• _Exercise prompt_
Write out the material exactly, with the pictures left out.

• _Data lines_

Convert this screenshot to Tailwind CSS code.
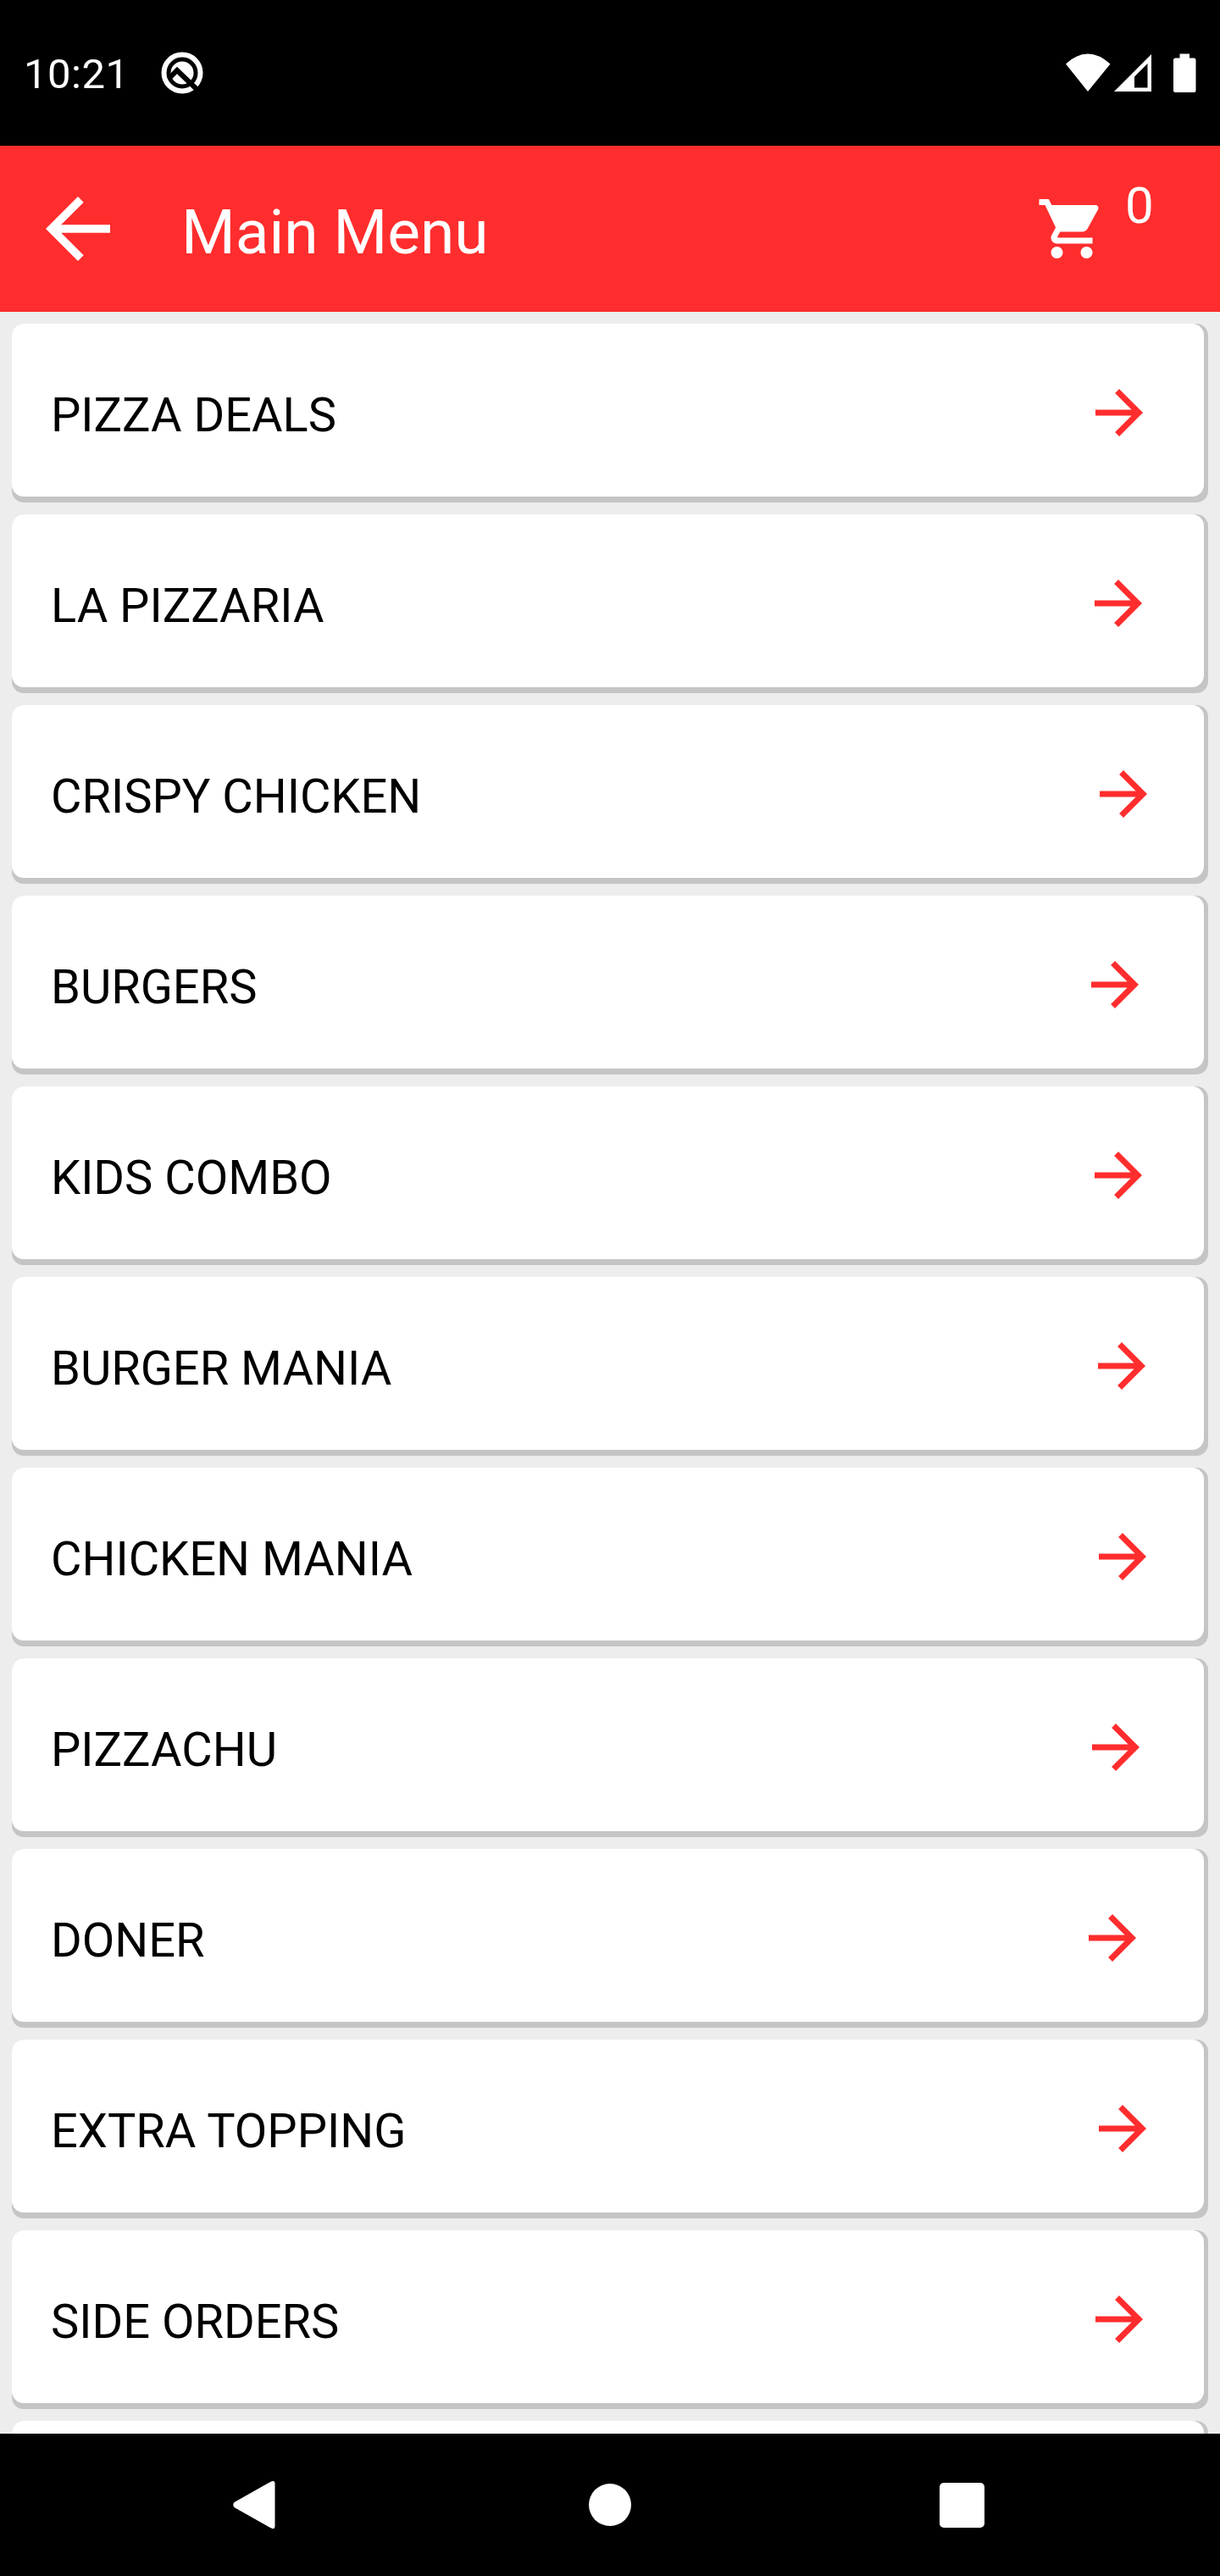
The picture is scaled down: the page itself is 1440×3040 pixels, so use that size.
<!DOCTYPE html>
<html lang="en">

<head>
  <meta charset="UTF-8" />
  <meta name="viewport" content="width=device-width, initial-scale=1.0" />
  <title>Main Menu</title>
  <script src="https://cdn.jsdelivr.net/npm/@tailwindcss/browser@4"></script>
</head>

<body class="bg-[#ededed] font-['Roboto',sans-serif] h-[3040px] flex flex-col overflow-hidden">
  <!-- Status bar -->
  <div class="bg-black text-white h-[172px] shrink-0 flex items-center justify-between px-[28px]">
    <div class="flex items-center">
      <span class="w-[162px] text-[49px] leading-[60px] tracking-[0.5px] pt-[4px]">10:21</span>
      <svg class="w-[50px] h-[50px]" viewBox="0 0 50 50">
        <circle cx="25" cy="25" r="21.500" fill="none" stroke="#fff" stroke-width="6" />
        <circle cx="25" cy="25" r="13.500" fill="#fff" />
        <path d="M9 32L19 22L45 47" fill="none" stroke="#000" stroke-width="6" />
      </svg>
    </div>
    <svg class="w-[156px] h-[48px]" viewBox="0 0 156 48" fill="#fff">
      <path d="M2 13.500Q28 -10.500 54.500 13.500L28 46Z" />
      <path fill-rule="evenodd" d="M59 46L103 2V46ZM83 41.500H98.500V13L83 28.500Z" />
      <path d="M136.500 1.500H148V6.500H153Q155.500 6.500 155.500 9V44.500Q155.500 47 153 47H131.500Q129 47 129 44.500V9Q129 6.500 131.500 6.500H136.500Z" />
    </svg>
  </div>

  <!-- Header -->
  <header class="bg-[#ff2d2d] text-white h-[196px] shrink-0 flex items-center">
    <svg class="w-[114px] h-[114px] ml-[35px]" viewBox="0 0 24 24" fill="#fff">
      <path d="M20 11H7.830l5.590-5.590L12 4l-8 8 8 8 1.410-1.410L7.830 13H20v-2z" />
    </svg>
    <h1 class="ml-[65px] text-[73px] leading-[84px] pt-[8px]">Main Menu</h1>
    <svg class="w-[84px] h-[84px] ml-auto" viewBox="0 0 24 24" fill="#fff">
      <path d="M7 18c-1.100 0-1.990.9-1.990 2S5.900 22 7 22s2-.9 2-2-.9-2-2-2zM1 2v2h2l3.600 7.590-1.350 2.450c-.16.28-.25.61-.25.96 0 1.100.9 2 2 2h12v-2H7.420c-.14 0-.25-.11-.25-.25l.03-.12.9-1.630h7.450c.75 0 1.410-.41 1.750-1.030l3.580-6.490c.08-.14.12-.31.12-.48 0-.55-.45-1-1-1H5.210l-.94-2H1zm16 16c-1.100 0-1.990.9-1.990 2s.89 2 1.990 2 2-.9 2-2-.9-2-2-2z" />
    </svg>
    <span class="ml-[21px] w-[112px] text-[60px] leading-[70px] mb-[54px]">0</span>
  </header>

  <main id="menu" class="flex-1 min-h-0 overflow-hidden flex flex-col gap-[14px] p-[14px]"></main>

  <!-- Navigation bar -->
  <nav class="bg-black h-[168px] shrink-0 grid grid-cols-[300px_840px_300px]">
    <svg class="w-[52px] h-[60px] justify-self-end self-center mr-[-27px]" viewBox="0 0 52 60" fill="#fff">
      <path d="M1.500 27L44 3Q49.500 0 49.500 5V55Q49.500 60 44 57L1.500 33Q-1 30 1.500 27Z" />
    </svg>
    <div class="w-[50px] h-[50px] rounded-full bg-white place-self-center"></div>
    <div class="w-[53px] h-[53px] rounded-[5px] bg-white self-center ml-[-31px]"></div>
  </nav>

  <script>
    // name and space to the right of the arrow
    const categories = [
      ['PIZZA DEALS', 58],
      ['LA PIZZARIA', 59],
      ['CRISPY CHICKEN', 53.5],
      ['BURGERS', 63],
      ['KIDS COMBO', 59],
      ['BURGER MANIA', 55],
      ['CHICKEN MANIA', 54],
      ['PIZZACHU', 62],
      ['DONER', 66],
      ['EXTRA TOPPING', 54],
      ['SIDE ORDERS', 58],
      ['', 58]
    ];

    // the grey wrapper shows as a hard edge on the right and bottom of each card
    document.getElementById('menu').innerHTML = categories.map(([name, space]) => `
      <div class="shrink-0 rounded-[14px] bg-[#c5c5c5] pr-[5px] pb-[7px] mr-0">
        <a class="h-[204px] flex items-center justify-between rounded-[14px] bg-white pl-[46px] text-black">
          <span class="text-[56px] leading-[66px] pt-[12px]">${name}</span>
          <svg class="w-[84px] h-[84px] mt-[5px]" style="margin-right: ${space}px" viewBox="0 0 24 24" fill="#ff2d2d">
            <path d="M12 4l-1.410 1.410L16.170 11H4v2h12.170l-5.580 5.590L12 20l8-8z" />
          </svg>
        </a>
      </div>
    `).join('');
  </script>
</body>

</html>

• _Worked solution_
Convert this screenshot to Tailwind CSS code.
The picture is scaled down: the page itself is 1440×3040 pixels, so use that size.
<!DOCTYPE html>
<html lang="en">

<head>
  <meta charset="UTF-8" />
  <meta name="viewport" content="width=device-width, initial-scale=1.0" />
  <title>Main Menu</title>
  <script src="https://cdn.jsdelivr.net/npm/@tailwindcss/browser@4"></script>
</head>

<body class="bg-[#ededed] font-['Roboto',sans-serif] h-[3040px] flex flex-col overflow-hidden">
  <!-- Status bar -->
  <div class="bg-black text-white h-[172px] shrink-0 flex items-center justify-between px-[28px]">
    <div class="flex items-center">
      <span class="w-[162px] text-[49px] leading-[60px] tracking-[0.5px] pt-[4px]">10:21</span>
      <svg class="w-[50px] h-[50px]" viewBox="0 0 50 50">
        <circle cx="25" cy="25" r="21.500" fill="none" stroke="#fff" stroke-width="6" />
        <circle cx="25" cy="25" r="13.500" fill="#fff" />
        <path d="M9 32L19 22L45 47" fill="none" stroke="#000" stroke-width="6" />
      </svg>
    </div>
    <svg class="w-[156px] h-[48px]" viewBox="0 0 156 48" fill="#fff">
      <path d="M2 13.500Q28 -10.500 54.500 13.500L28 46Z" />
      <path fill-rule="evenodd" d="M59 46L103 2V46ZM83 41.500H98.500V13L83 28.500Z" />
      <path d="M136.500 1.500H148V6.500H153Q155.500 6.500 155.500 9V44.500Q155.500 47 153 47H131.500Q129 47 129 44.500V9Q129 6.500 131.500 6.500H136.500Z" />
    </svg>
  </div>

  <!-- Header -->
  <header class="bg-[#ff2d2d] text-white h-[196px] shrink-0 flex items-center">
    <svg class="w-[114px] h-[114px] ml-[35px]" viewBox="0 0 24 24" fill="#fff">
      <path d="M20 11H7.830l5.590-5.590L12 4l-8 8 8 8 1.410-1.410L7.830 13H20v-2z" />
    </svg>
    <h1 class="ml-[65px] text-[73px] leading-[84px] pt-[8px]">Main Menu</h1>
    <svg class="w-[84px] h-[84px] ml-auto" viewBox="0 0 24 24" fill="#fff">
      <path d="M7 18c-1.100 0-1.990.9-1.990 2S5.900 22 7 22s2-.9 2-2-.9-2-2-2zM1 2v2h2l3.600 7.590-1.350 2.450c-.16.28-.25.61-.25.96 0 1.100.9 2 2 2h12v-2H7.420c-.14 0-.25-.11-.25-.25l.03-.12.9-1.630h7.450c.75 0 1.410-.41 1.750-1.030l3.580-6.490c.08-.14.12-.31.12-.48 0-.55-.45-1-1-1H5.210l-.94-2H1zm16 16c-1.100 0-1.990.9-1.990 2s.89 2 1.990 2 2-.9 2-2-.9-2-2-2z" />
    </svg>
    <span class="ml-[21px] w-[112px] text-[60px] leading-[70px] mb-[54px]">0</span>
  </header>

  <main id="menu" class="flex-1 min-h-0 overflow-hidden flex flex-col gap-[14px] p-[14px]"></main>

  <!-- Navigation bar -->
  <nav class="bg-black h-[168px] shrink-0 grid grid-cols-[300px_840px_300px]">
    <svg class="w-[52px] h-[60px] justify-self-end self-center mr-[-27px]" viewBox="0 0 52 60" fill="#fff">
      <path d="M1.500 27L44 3Q49.500 0 49.500 5V55Q49.500 60 44 57L1.500 33Q-1 30 1.500 27Z" />
    </svg>
    <div class="w-[50px] h-[50px] rounded-full bg-white place-self-center"></div>
    <div class="w-[53px] h-[53px] rounded-[5px] bg-white self-center ml-[-31px]"></div>
  </nav>

  <script>
    // name and space to the right of the arrow
    const categories = [
      ['PIZZA DEALS', 58],
      ['LA PIZZARIA', 59],
      ['CRISPY CHICKEN', 53.5],
      ['BURGERS', 63],
      ['KIDS COMBO', 59],
      ['BURGER MANIA', 55],
      ['CHICKEN MANIA', 54],
      ['PIZZACHU', 62],
      ['DONER', 66],
      ['EXTRA TOPPING', 54],
      ['SIDE ORDERS', 58],
      ['', 58]
    ];

    // the grey wrapper shows as a hard edge on the right and bottom of each card
    document.getElementById('menu').innerHTML = categories.map(([name, space]) => `
      <div class="shrink-0 rounded-[14px] bg-[#c5c5c5] pr-[5px] pb-[7px] mr-0">
        <a class="h-[204px] flex items-center justify-between rounded-[14px] bg-white pl-[46px] text-black">
          <span class="text-[56px] leading-[66px] pt-[12px]">${name}</span>
          <svg class="w-[84px] h-[84px] mt-[5px]" style="margin-right: ${space}px" viewBox="0 0 24 24" fill="#ff2d2d">
            <path d="M12 4l-1.410 1.410L16.170 11H4v2h12.170l-5.580 5.590L12 20l8-8z" />
          </svg>
        </a>
      </div>
    `).join('');
  </script>
</body>

</html>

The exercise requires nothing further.